A sponsorship agreement governs and dictates the legal relationship between a Sponsor and the people entitled to enforce the sponsorship obligation. These are often concluded upon an informal basis, although in some instances a formal agreement will better protect the interests of the sponsor and other party.
What are the typical issues that a Sponsorship agreement will have?
Usually, there will be a set of issues for both the sponsor and the sponsored, unique to both of their respective situations.
For sponsors, they must think of their benefits and the definition of those benefits. They should focus on whether or not there will be variations in those benefits, especially if it is a long-term arrangement versus a short-term agreement.
The sponsors will only be so willing to enter an agreement, and will be less willing to do so if there is any risk that the actions of the other party could damage the reputation of the sponsor in the long run.
Another issue, and possibly the most important one, is the issue of payments. If there will be payments, it is highly suggested that the two parties create a formal written contract. With a written agreement in place, it will be easier for sponsors to enforce the other party’s payment obligation, and the other party will have a greater understanding of the scope of the sponsor’s payment obligations.
Both parties will need to understand any and all variations in those payments, especially if the arrangement is long-term. Another thing both parties must understand and come to an agreement on are the rights of the parties, in case the agreement will be terminated.
During the negotiation process, it has to be decided whether or not the logos or trademarks of the Sponsors will be used in conjunction with the promotion of the sponsored person or company. If this is to be done, the Sponsor can increase visibility of their company, as it would most likely be put on any and all promotional materials created during the course of the partnership.
Once an agreement on how the trademarked and copyrighted material is made, the Sponsor can grant a trademark license agreement that grants the Sponsored the right to use the materials during the duration of the Sponsorship agreement. This ensures that the Sponsored cannot violate trademark law.
Both parties must oblige to any and all federal and state regulations during the creation of the contract, as well as the execution of the contract. Failure to do so will result in fines to the party in violation, to either the government and/or the other party. These regulations can affect the distribution and allocation of funds from either party, trademarked items from the Sponsor, and other things.
When filing taxes through the IRS, the sponsored party must present receipts of “qualified sponsorship payments”, which is any payment made to another party with no assumption that they will receive any substantial return benefit in exchange.
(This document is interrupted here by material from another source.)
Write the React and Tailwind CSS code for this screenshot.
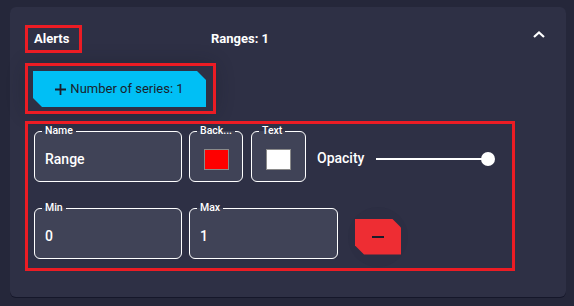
import React from 'react';

const cut = '[clip-path:polygon(0_0,calc(100%-9px)_0,100%_9px,100%_100%,9px_100%,0_calc(100%-9px))]';

function Field({ label, width, children, center }) {
  return (
    <fieldset className={`${width} rounded-[6px] border border-white bg-[#404357]`}>
      <legend className="ml-[7px] px-[3px] text-[10.5px] font-medium leading-[12px] text-white">{label}</legend>
      <div className={`flex h-[44px] items-center ${center ? 'justify-center' : 'px-[10px]'} text-[14px] font-medium text-white`}>
        {children}
      </div>
    </fieldset>
  );
}

function App() {
  return (
    <div className="min-h-screen bg-[#25273a] pl-[10px] pr-[8px] pt-[7px] font-['Roboto',sans-serif]">
      <div className="h-[290px] rounded-[6px] bg-[#2e3045] pl-[15px] pr-[20px] pt-[18px] shadow-[0_1px_0_#15172a]">
        <div className="flex items-center">
          <div className="flex h-[28px] w-[57px] items-center border-[3px] border-[#ec1c24] pl-[6px] text-[13px] font-bold text-white">
            Alerts
          </div>
          <span className="ml-[129px] text-[13px] font-bold text-white">Ranges: 1</span>
          <svg className="ml-auto -mt-[10px]" width="14" height="9" viewBox="0 0 14 9">
            <polyline points="2,7 7,2.5 12,7" fill="none" stroke="white" strokeWidth="2.2" />
          </svg>
        </div>

        <div className="mt-[10px] w-[191px] rounded-[10px] shadow-[0_0_18px_rgba(20,22,38,0.3)]">
          <div className="h-[51px] border-[3px] border-[#ec1c24] pl-[5px] pt-[5px]">
            <button className={`flex h-[36px] w-[173px] items-center justify-center gap-[4px] bg-[#00bff5] text-[13px] text-[#1a1e2c] ${cut}`}>
              <svg width="11" height="11" viewBox="0 0 11 11">
                <path d="M5.5 0v11M0 5.5h11" stroke="#1a1e2c" strokeWidth="1.8" />
              </svg>
              Number of series: 1
            </button>
          </div>
        </div>

        <div className="mt-[7px] h-[150px] w-[490px] border-[3px] border-[#ec1c24] pl-[6px] pt-[1px]">
          <div className="flex items-center">
            <Field label="Name" width="w-[148px]">Range</Field>
            <div className="ml-[7px]">
              <Field label="Back..." width="w-[54px]" center>
                <div className="h-[21px] w-[25px] border border-[#8a8a8a] bg-[#ff0000]" />
              </Field>
            </div>
            <div className="ml-[8px]">
              <Field label="Text" width="w-[55px]" center>
                <div className="h-[21px] w-[25px] border border-[#8a8a8a] bg-white" />
              </Field>
            </div>
            <span className="ml-[11px] mt-[9px] text-[14px] font-medium text-white">Opacity</span>
            <div className="ml-[12px] mt-[10px] flex w-[119px] items-center">
              <div className="h-[2px] flex-1 bg-white" />
              <div className="-ml-[3px] h-[14px] w-[14px] rounded-full bg-white" />
            </div>
          </div>

          <div className="mt-[20px] flex items-center">
            <Field label="Min" width="w-[148px]">0</Field>
            <div className="ml-[7px]">
              <Field label="Max" width="w-[149px]">1</Field>
            </div>
            <div className="-mb-[11px] mt-[1px] ml-[10px] flex h-[60px] w-[60px] items-center justify-center rounded-full bg-[#2c2e43]">
              <button className={`flex h-[36px] w-[46px] items-center justify-center bg-[#ee2d33] ${cut}`}>
                <div className="h-[2px] w-[12px] bg-[#1a1c2a]" />
              </button>
            </div>
          </div>
        </div>
      </div>
    </div>
  );
}

export default App;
Both parties must be made aware of the Fair Market Value of their services and the benefits to be provided.
Important things to remember when drafting a Sponsorship Agreement
When drafting a Sponsorship agreement, the parties must include a variety of things, most importantly, the identity of the parties as well as the agreement’s effective dates. They must also describe the rights, duties, and responsibilities of each party in detail. Without this, potential issues may arise if one party chooses to pursue legal action over the other party for not fulfilling their responsibilities, which had been promised through a verbal agreement, but not a written one.
The sponsor must decide whether or not to provide any liability or indemnity insurance, detailed through warranty and indemnity provisions that would detail the limits of the insurances.
Finally, before signing the agreement, they both should include any necessary miscellaneous provisions, which may not be specific to the contract at hand, but necessary to the completion of the agreement.